Submitted by: ASHBY51

Introduction

Rich flavor and warming, this soup is wonderful on a cold day. Our family often has it for Christmas breakfast, served with cold grilled salmon and a lovely bread. Rich flavor and warming, this soup is wonderful on a cold day. Our family often has it for Christmas breakfast, served with cold grilled salmon and a lovely bread.
Number of Servings: 12

Ingredients

    1 lb. chanterelle mushrooms
    1.5 cups diced, peeled potatoes
    2 leeks, white part only
    6.5 cups low sodium vegetable broth
    1 cup reduced fat sour cream
    1 clove garlic
    2 tablespoons butter or margarine
    1 tablespoon balsamic vinegar
    squeeze of lemon
    salt & pepper to taste

Directions

1. Wash the chanterelles.
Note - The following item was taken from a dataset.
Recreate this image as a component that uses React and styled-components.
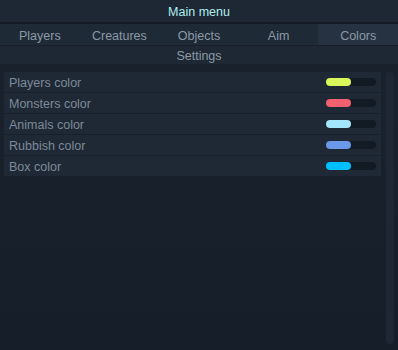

Save 3-4 good ones and coarsely chop the rest.
2. Saute the chopped mushrooms in 1 tablespoon margarine, a squeeze of lemon juice, salt, and pepper until they release their liquid and are soft.
3. Drain, saving liquid.
4. Saute leeks and garlic in 1 tablespoon margarine over medium heat until soft but not brown. Add a bit of water if needed while cooking.
5. Add potatoes and toss in margarine for 2-3 minutes, then add stock, mushroom liquid, and thyme. Bring to a boil, reduce heat, and simmer 10-15 minutes until potatoes are soft.
6. Add cooked mushrooms; simmer 15 minutes.
7. Blend until smooth with immersion blender or upright blender. Be very careful when blending hot soup in an upright blender. Do a small portion at a time.
8. Add sour cream and vinegar and stir well.
9. Chop reserved mushrooms, saute them for a few minutes, then add to soup.
10. Heat for a few minutes and serve with a thin slice of lemon floating on soup.